Addresses
Last updated
Last updated
IPv4 used four octets of dotted decimal notation. The binary address was broken up into four groups and translated into decimal, to make one of the most confusing schemes in history!
The ATU Letterkenny web server was at 193.1.80.100
IPv6 uses eight groups of sixteen-bit words, for example 2001:0770:003c:1710:0000:0000:0000:0001
n IPv6, the representation is in hexadecimal, so it is a bit more logical, but the size of the address space makes things look daunting.
Zeros can be collapsed, we call that to elide.

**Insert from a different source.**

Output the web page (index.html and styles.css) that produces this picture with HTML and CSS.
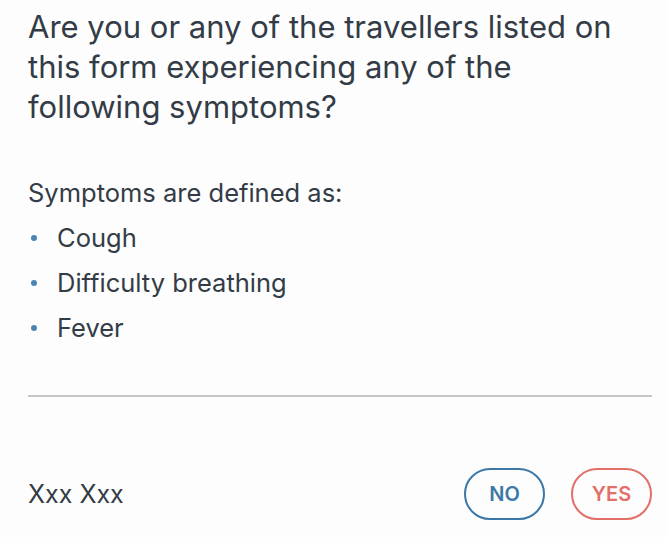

The rules are; if there are a string of zeros, you can remove them once. If there are two strings of zeros, you can’t remove then both, otherwise there is no way of knowing where the bits in the middle are! If you have four zeros, you can just use one and leading zeros can also be removed. The address above becomes 2001:770:3c:1710::1
The loopback Interface is;
IPv4 = 127.0.0.1/32
IPv6 = ::1/128
The prefix is the part of the address that indicates the bits that have fixed values or are the bits of the network identifier and we do not use subnet masks. Prefixes for IPv6 routes and subnet identifiers are expressed in the same way as Classless Inter-Domain Routing (CIDR) notation for IPv4. An IPv6 prefix is written in address/prefix-length notation.
The original model was very simple; the first 64 bits are the network; the next 64 bits are the node. But the first 64 bits can be divided into different prefix lengths for efficient routing.